Na vida real das pessoas, isso pode se traduzir em crédito mais escasso e caro e ajuda a explicar por que boa parte dos analistas vê um cenário pior para o crescimento do país. Se a mediana para 2022 já caiu para 2% de alta no PIB, há economistas enxergando uma expansão ainda menor. A disparada nos juros tem importância para as perspectivas de atividade econômica em um país com um volume tão grande de desempregados e que também sofre com a alta do dólar e seu efeito deletério nos preços.
É sempre complicado explicar movimentos de
mercado, pois vários fatores pesam sobre as decisões de investidores. Mas é
certo que o festival de ruídos provocados pelo governo tem dado grande
contribuição.
É explosiva a mistura dos reiterados
movimentos golpistas por parte do mandatário-chefe (como o chamamento para o 7
de setembro) com cenas explícitas de improviso (PEC dos Precatórios) e falta de
cuidado com os sinais dados pela equipe econômica (vide o presidente do BC em
duas semanas sair do terrorismo fiscal para dizer que está tudo bem com as
contas). Sem falar em temas como a crise energética e o atraso em se tratar
abertamente o problema.
Uma fonte destaca que os dados concretos
mostram uma melhora fiscal relevante em comparação com o ano passado. Tanto o
déficit primário como a dívida, principal indicador de solvência do país, estão
com trajetórias benignas e não justificam tamanho pessimismo. Esse quadro
melhor deve ser reforçado pelo envio hoje do Orçamento, com um déficit tão
baixo que tende a colocar no radar a possibilidade de a era de déficits
primários acabar em 2023, e não em 2025.
Esse interlocutor, porém, reconhece que o
mercado não está nervoso sem motivos. Uma das razões para o azedume é que, dada
as reiteradas confusões provocadas por Bolsonaro e na área econômica, o país
entrou em uma curiosa situação na qual o fiador da política fiscal virou o
presidente da Câmara, Arthur Lira (PP-AL), uma das eminências do chamado
Centrão - grupo político que tem fama, em grande parte justificada, de não agir
com responsabilidade fiscal.
Na semana passada, as falas de Lira em defesa
do teto de gastos e empurrando para frente a reforma do Imposto de Renda
acalmaram ligeiramente os investidores. No fim da semana, porém, já pipocavam
notícias do Centrão querendo tirar Guedes do cargo, mais um combustível para a
incerteza. O risco no horizonte é que o fiscal seja o “locus” dos acertos
políticos de um presidente que só pensa em seguir na cadeira em 2023.

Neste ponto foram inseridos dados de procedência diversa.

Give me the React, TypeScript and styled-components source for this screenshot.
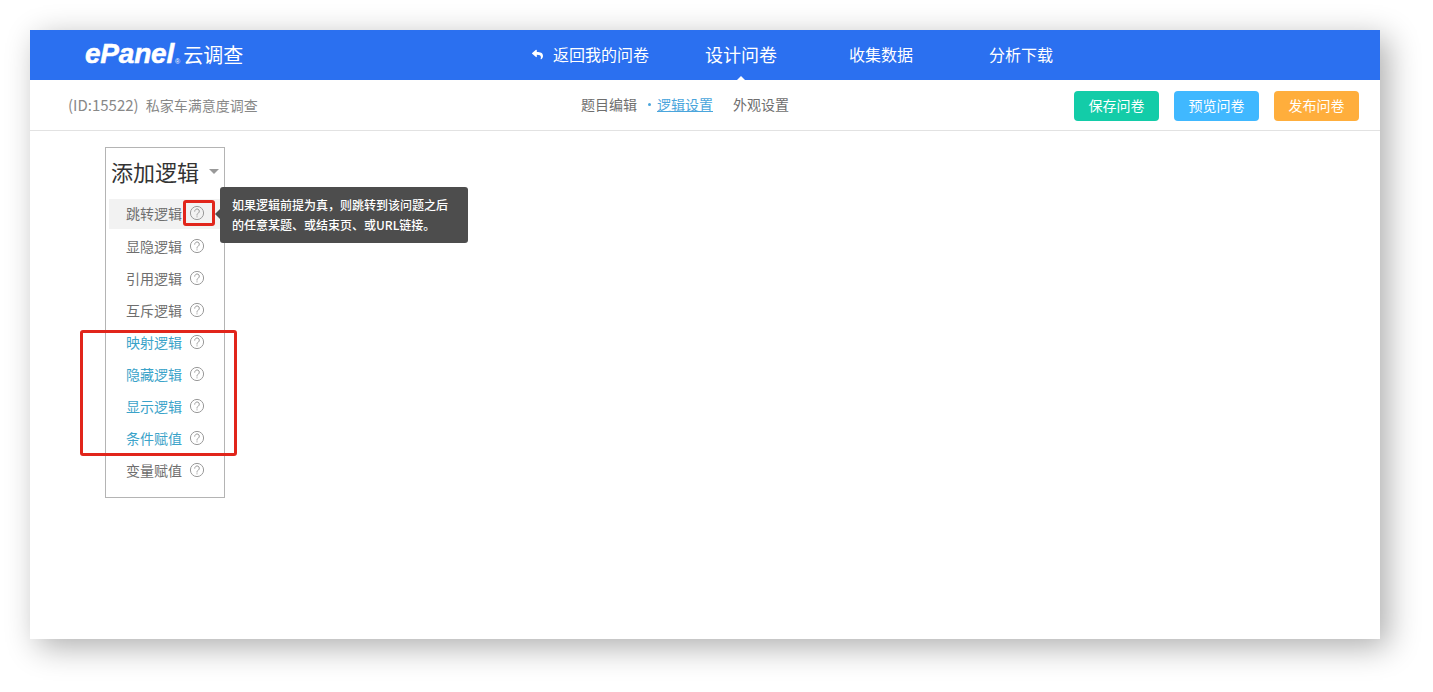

Ex-ministro da Fazenda e do Planejamento, o
economista Nelson Barbosa avalia que, daqui até as eleições, a tendência é de
miniciclos de pessimismo e otimismo no mercado, diante da “incerteza fiscal”.
Ele contou ter passado essa mensagem para
investidores americanos (quando houve uma melhora e o dólar chegou a cair
abaixo de R$ 5, em junho), alertando que eram muito otimistas análises que colocavam
o câmbio a caminho de R$ 4,50.
Segundo Barbosa, as notícias sobre os
números melhores do Orçamento já ajudaram a melhorar o mercado na semana
passada e um novo miniciclo positivo pode se consolidar com a formalização do
texto. Porém, avalia, a peça provavelmente virá com um cenário muito otimista
de receita, de crescimento econômico e de inflação. Quando isso ficar mais
claro, junto com a leitura que o teto de gastos será atropelado (com os
precatórios e eventuais novos gastos com vacina), o ex-ministro avalia que novo
miniciclo negativo surgirá.
“Será um processo constante de melhora e
piora, até que volte o terrorismo do ‘acabou o dinheiro’ na campanha, a partir
de maio do ano que vem.” Para ele, há sim motivos para incerteza fiscal. Essa
dúvida, argumenta, decorre do fato de que o país tem uma série de problemas a
resolver em 2022 e 2023 e o teto não dará conta do desafio. A dúvida, diz, é se
a saída do mecanismo de disciplina será organizada ou desorganizada.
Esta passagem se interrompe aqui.